Airlines charge higher prices to travelers who book tickets less than 21 days in advance and even more for those within a week of travel. The thinking is that people who book flights that close really need to go and they - or more often their company - are going to pay the premium.
Alabama and Clemson fans didn't know their teams were headed to Phoenix until after the New Year's Eve games, so they either had to buy early and hope their team made it to the title game or wait and pay the higher fare.
The airports near the two college towns also are relatively small, so the majority of flights are on regional jets with seating capacities between 50 and 75 that connect to the airlines' major hubs before going on to the final destination. Flights from those airports filled up quickly, too, driving prices up even more.

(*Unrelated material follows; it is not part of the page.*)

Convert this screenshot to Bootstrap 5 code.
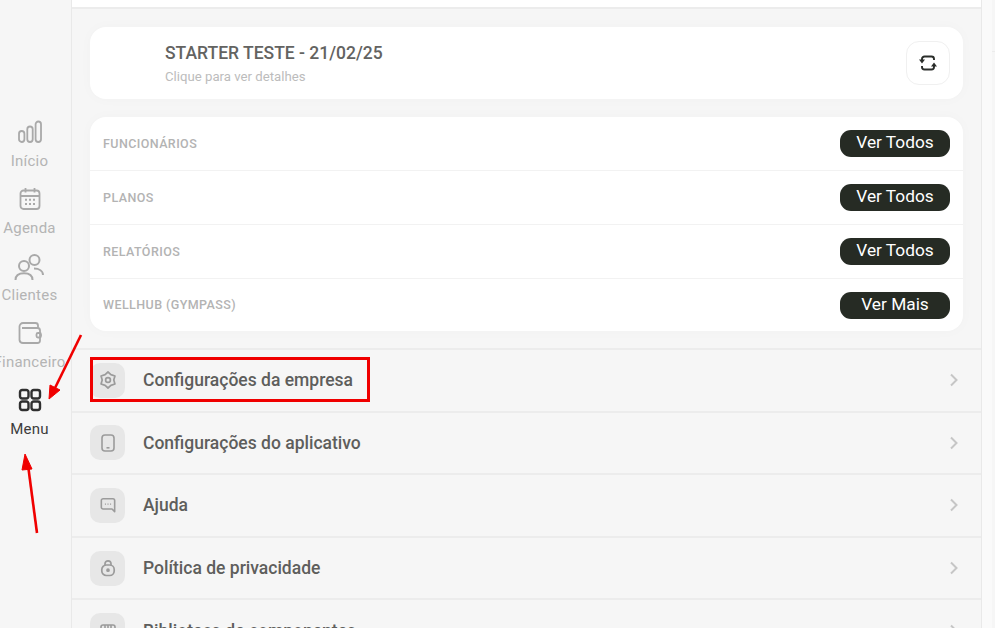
<!DOCTYPE html>
<html lang="pt-BR">
<head>
    <meta charset="UTF-8">
    <meta name="viewport" content="width=device-width, initial-scale=1.0">
    <title>Menu</title>
    <link href="https://cdn.jsdelivr.net/npm/bootstrap@5.3.3/dist/css/bootstrap.min.css" rel="stylesheet">
    <style>
        html, body {
            height: 100%;
            overflow: hidden;
        }
        body {
            background: #f6f6f6;
            font-family: Roboto, "Liberation Sans", sans-serif;
        }
        .app-shell {
            width: 995px;
            height: 628px;
            overflow: hidden;
            position: relative;
        }
        .side-rail {
            width: 72px;
            flex: none;
            padding-top: 120px;
            border-right: 1px solid #e9e9e9;
        }
        .rail-item {
            height: 67px;
            width: 59px;
            color: #b4b4b4;
            font-size: 15px;
            line-height: 17px;
            letter-spacing: .25px;
            white-space: nowrap;
        }
        .rail-item svg {
            height: 24px;
            width: 24px;
            margin-bottom: 9px;
            flex: none;
        }
        .rail-item.is-active {
            color: #3c3c3c;
        }
        .main-col {
            width: 910px;
            flex: none;
            border-right: 1px solid #e9e9e9;
        }
        .top-strip {
            height: 9px;
            background: #fff;
            border-bottom: 2px solid #ececec;
        }
        .white-box {
            background: #fff;
            border-radius: 16px;
            margin: 0 18px;
            box-shadow: 0 0 14px rgba(0, 0, 0, .025);
        }
        .plan-box {
            height: 72px;
            margin-top: 18px;
            padding: 0 13px 0 75px;
        }
        .plan-title {
            font-size: 17.5px;
            font-weight: 500;
            line-height: 20px;
            color: #636361;
        }
        .plan-sub {
            font-size: 13.2px;
            line-height: 15px;
            color: #bcbcbc;
            margin-top: 6px;
        }
        .swap-btn {
            width: 44px;
            height: 44px;
            border: 1px solid #f0f0f0;
            border-radius: 13px;
            background: #fff;
            padding: 0;
        }
        .links-box {
            margin-top: 18px;
            height: 214px;
        }
        .link-row {
            height: 54px;
            padding: 0 13px;
            border-bottom: 1px solid #f2f2f2;
        }
        .link-row:last-child {
            border-bottom: 0;
            height: 52px;
        }
        .link-label {
            font-size: 12.5px;
            font-weight: 500;
            letter-spacing: .42px;
            color: #b3b3b3;
            margin-top: 1px;
        }
        .dark-pill {
            width: 110px;
            height: 27px;
            padding: 0 0 2px;
            border: 0;
            border-radius: 11px;
            background: #262b24;
            color: #fff;
            font-size: 17.3px;
            line-height: 25px;
        }
        .menu-list {
            margin-top: 17px;
            border-top: 2px solid #ececec;
        }
        .menu-row {
            height: 62.6px;
            padding: 0 18px;
            border-bottom: 2px solid #ececec;
            flex: none;
        }
        .menu-ico {
            width: 35px;
            height: 35px;
            border-radius: 10px;
            background: #e7e7e7;
            flex: none;
        }
        .menu-text {
            margin-left: 18px;
            font-size: 17.5px;
            font-weight: 500;
            color: #5e5e5c;
        }
        .row-chevron {
            margin-left: auto;
            margin-right: 5px;
        }
        .scroll-band {
            width: 10px;
            flex: none;
            background: #fafafa;
        }
        .scroll-gutter {
            flex: 1;
            height: 52px;
            border-bottom: 1px solid #ececec;
        }
        .mark-box {
            position: absolute;
            left: 90px;
            top: 357px;
            width: 280px;
            height: 45px;
            border: 3px solid #f00000;
        }
        .arrow-layer {
            position: absolute;
            left: 0;
            top: 0;
        }
    </style>
</head>
<body>
    <div class="app-shell d-flex">
        <nav class="side-rail d-flex flex-column">
            <div class="rail-item d-flex flex-column align-items-center">
                <svg viewBox="0 0 24 24" fill="none" stroke="#a9a9a9" stroke-width="1.8"><rect x="1" y="11" width="5.4" height="11" rx="2.7"/><rect x="9.3" y="6.500" width="5.4" height="15.500" rx="2.7"/><rect x="17.600" y="1.500" width="5.400" height="20.500" rx="2.700"/></svg>
                <span>Início</span>
            </div>
            <div class="rail-item d-flex flex-column align-items-center">
                <svg viewBox="0 0 24 24" fill="none" stroke="#a9a9a9" stroke-width="1.8"><rect x="2.500" y="3.500" width="19" height="18.500" rx="3"/><path d="M2.500 9h19M7.500 1v4.500M16.500 1v4.500"/><path d="M7 12.800h2M11 12.800h2M15 12.800h2M7 17h2M11 17h2M15 17h2" stroke-width="1.900"/></svg>
                <span>Agenda</span>
            </div>
            <div class="rail-item d-flex flex-column align-items-center">
                <svg viewBox="0 0 30 27" style="width:30px;height:27px;margin-bottom:6px;margin-left:-1px" fill="none" stroke="#a9a9a9" stroke-width="2"><circle cx="10" cy="12" r="5"/><circle cx="20.500" cy="6" r="5"/><path d="M1.500 26c0-4.500 3.500-6.800 8.500-6.800s8.500 2.300 8.500 6.800M20 14.500c5 0 9 2.400 9 6.500"/></svg>
                <span>Clientes</span>
            </div>
            <div class="rail-item d-flex flex-column align-items-center">
                <svg viewBox="0 0 24 24" fill="none" stroke="#a9a9a9" stroke-width="1.800"><path d="M20 7V4.500A2.500 2.500 0 0 0 17.500 2H5a3.500 3.500 0 0 0-3.500 3.500V19A3.500 3.500 0 0 0 5 22h14.500a2.500 2.500 0 0 0 2.500-2.500V9.500A2.500 2.500 0 0 0 19.500 7H4"/><rect x="18.500" y="12" width="4.500" height="4.500" rx="1.500"/></svg>
                <span>Financeiro</span>
            </div>
            <div class="rail-item is-active d-flex flex-column align-items-center">
                <svg viewBox="0 0 24 24" fill="none" stroke="#2f2f2f" stroke-width="2.400"><rect x="2" y="2" width="8.500" height="8.500" rx="2.200"/><rect x="13.500" y="2" width="8.500" height="8.500" rx="2.200"/><rect x="2" y="13.500" width="8.500" height="8.500" rx="2.200"/><rect x="13.500" y="13.500" width="8.500" height="8.500" rx="2.200"/></svg>
                <span>Menu</span>
            </div>
        </nav>

        <main class="main-col">
            <div class="top-strip"></div>

            <div class="white-box plan-box d-flex align-items-center justify-content-between">
                <div>
                    <div class="plan-title">STARTER TESTE - 21/02/25</div>
                    <div class="plan-sub">Clique para ver detalhes</div>
                </div>
                <button class="swap-btn d-flex align-items-center justify-content-center" type="button" aria-label="Trocar">
                    <svg width="18" height="16" viewBox="0 0 18 16" fill="none" stroke="#2a2d2a" stroke-width="1.900"><path d="M3 5V4A2.500 2.500 0 0 1 5.500 1.500h7A2.500 2.500 0 0 1 15 4v1"/><path d="M15 11v1a2.500 2.500 0 0 1-2.500 2.500h-7A2.500 2.500 0 0 1 3 12v-1"/><path d="M0 4.500h6l-3 4zM12 11.500h6l-3-4z" fill="#2a2d2a" stroke="none"/></svg>
                </button>
            </div>

            <div class="white-box links-box">
                <div class="link-row d-flex align-items-center justify-content-between">
                    <span class="link-label">FUNCIONÁRIOS</span>
                    <button class="dark-pill" type="button">Ver Todos</button>
                </div>
                <div class="link-row d-flex align-items-center justify-content-between">
                    <span class="link-label">PLANOS</span>
                    <button class="dark-pill" type="button">Ver Todos</button>
                </div>
                <div class="link-row d-flex align-items-center justify-content-between">
                    <span class="link-label">RELATÓRIOS</span>
                    <button class="dark-pill" type="button">Ver Todos</button>
                </div>
                <div class="link-row d-flex align-items-center justify-content-between">
                    <span class="link-label">WELLHUB (GYMPASS)</span>
                    <button class="dark-pill" type="button">Ver Mais</button>
                </div>
            </div>

            <div class="menu-list d-flex flex-column">
                <div class="menu-row d-flex align-items-center">
                    <div class="menu-ico d-flex align-items-center justify-content-center">
                        <svg width="18" height="18" viewBox="0 0 18 18" fill="none" stroke="#9b9b9b" stroke-width="1.700" stroke-linejoin="round"><path d="M9 1l2.900 2.600L15.930 5 14.800 9l1.130 4-4.030 1.400L9 17l-2.900-2.600L2.070 13 3.200 9 2.070 5 6.100 3.600z"/><circle cx="9" cy="9" r="2.400"/></svg>
                    </div>
                    <span class="menu-text">Configurações da empresa</span>
                    <svg class="row-chevron" width="8" height="14" viewBox="0 0 8 14" fill="none" stroke="#c6c6c6" stroke-width="2"><path d="M1 1.500L6.500 7 1 12.500"/></svg>
                </div>
                <div class="menu-row d-flex align-items-center">
                    <div class="menu-ico d-flex align-items-center justify-content-center">
                        <svg width="18" height="18" viewBox="0 0 18 18" fill="none" stroke="#9b9b9b" stroke-width="1.600"><rect x="3" y="1" width="12" height="16" rx="3"/><path d="M7.500 13.800h3"/></svg>
                    </div>
                    <span class="menu-text">Configurações do aplicativo</span>
                    <svg class="row-chevron" width="8" height="14" viewBox="0 0 8 14" fill="none" stroke="#c6c6c6" stroke-width="2"><path d="M1 1.500L6.500 7 1 12.500"/></svg>
                </div>
                <div class="menu-row d-flex align-items-center">
                    <div class="menu-ico d-flex align-items-center justify-content-center">
                        <svg width="16" height="16" viewBox="0 0 18 18" fill="none" stroke="#9b9b9b" stroke-width="1.800" stroke-linejoin="round"><path d="M3.500 2h11a2 2 0 0 1 2 2v12.500l-3-3h-10a2 2 0 0 1-2-2V4a2 2 0 0 1 2-2z"/><path d="M5.500 8h1.200M8.400 8h1.200M11.300 8h1.200" stroke-width="1.500"/></svg>
                    </div>
                    <span class="menu-text">Ajuda</span>
                    <svg class="row-chevron" width="8" height="14" viewBox="0 0 8 14" fill="none" stroke="#c6c6c6" stroke-width="2"><path d="M1 1.500L6.500 7 1 12.500"/></svg>
                </div>
                <div class="menu-row d-flex align-items-center">
                    <div class="menu-ico d-flex align-items-center justify-content-center">
                        <svg width="18" height="18" viewBox="0 0 18 18" fill="none" stroke="#9b9b9b" stroke-width="1.700"><rect x="2.800" y="6" width="12.400" height="10.500" rx="4.500"/><path d="M6 6.500V4.800a3 3 0 0 1 6 0v1.700"/><circle cx="9" cy="11.200" r="1" fill="#9b9b9b"/></svg>
                    </div>
                    <span class="menu-text">Política de privacidade</span>
                    <svg class="row-chevron" width="8" height="14" viewBox="0 0 8 14" fill="none" stroke="#c6c6c6" stroke-width="2"><path d="M1 1.500L6.500 7 1 12.500"/></svg>
                </div>
                <div class="menu-row d-flex align-items-center">
                    <div class="menu-ico d-flex align-items-center justify-content-center">
                        <svg width="18" height="18" viewBox="0 0 18 18" fill="none" stroke="#9b9b9b" stroke-width="1.600"><rect x="2" y="3" width="14" height="12" rx="2"/><path d="M2 7h14M6 3v4M9 3v4M12 3v4"/></svg>
                    </div>
                    <span class="menu-text">Biblioteca de componentes</span>
                    <svg class="row-chevron" width="8" height="14" viewBox="0 0 8 14" fill="none" stroke="#c6c6c6" stroke-width="2"><path d="M1 1.500L6.500 7 1 12.500"/></svg>
                </div>
            </div>
        </main>
        <div class="scroll-band"></div>
        <div class="scroll-gutter"></div>

        <div class="mark-box"></div>
        <svg class="arrow-layer" width="995" height="628" fill="#f00000" stroke="#f00000">
            <path d="M81 335L55 388" stroke-width="2.600"/>
            <path d="M49 399L50 385 60 390z"/>
            <path d="M37 533L28 465" stroke-width="2.600"/>
            <path d="M25 454L22 470 32 469z"/>
        </svg>
    </div>

    <script src="https://cdn.jsdelivr.net/npm/bootstrap@5.3.3/dist/js/bootstrap.bundle.min.js"></script>
</body>
</html>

''Airlines know these games are enormously popular with the teams' supporters, so they limit the number of inexpensive fares and do everything possible to extract the highest possible airfare the market will bear,'' travel industry consultant Henry Harteveldt said. ''Even if airlines add extra flights, substitute larger aircraft, or both, airline revenue managers will do everything they can to command the highest possible airfares. It's business.''
The business of selling tickets on the secondary market is not doing well for this game.
The average resale ticket price for the title game is $674.81, far below the $1,124.44 average per ticket for the inaugural national championship game last year, according to ticket aggregator TiqIQ. Tickets for the two playoff games this year, at the Orange and Cotton bowls, had an average per-ticket price of $1,410.35.
As of Saturday afternoon, the cheapest ticket listed on StubHub.com was $210. Clemson fans have flocked to the desert to see their team play for its first title since 1981, with tickets on the Tigers' sideline starting at $600.
Alabama fans, who have seen their team in the title game four of the past seven seasons, have been less enthusiastic about buying tickets to this year's game, with tickets around $300 on the Crimson Tide's sideline.
''They may just be spoiled,'' said Eric Gruber, a ticket broker in Sacramento, California. ''They've been there so many times already and no one has unlimited resources. They don't want to go bankrupt just to see their team play.''
Those who did make the investment still had to get there and it wasn't always easy.
Katie Noel, a Clemson fan from South Carolina, had to fly from Columbia to Charlotte, then to Chicago before arriving in Phoenix. Her return has four stops and the entire trip cost $1,300.
Alabama fan Beth Barstow didn't want to pay the high fare to fly out of Birmingham and couldn't get a flight out of Atlanta, so she drove four hours to Memphis and stayed with friend Chris Askins before flying out to Phoenix the next morning.
''They almost make it impossible for the average fan to go to these events,'' Barstow said. ''The ticket's expensive enough and you can find decent accommodations, but the airfare is outrageous.''
AP Airlines Reporter Scott Mayerowitz in New York contributed to this story.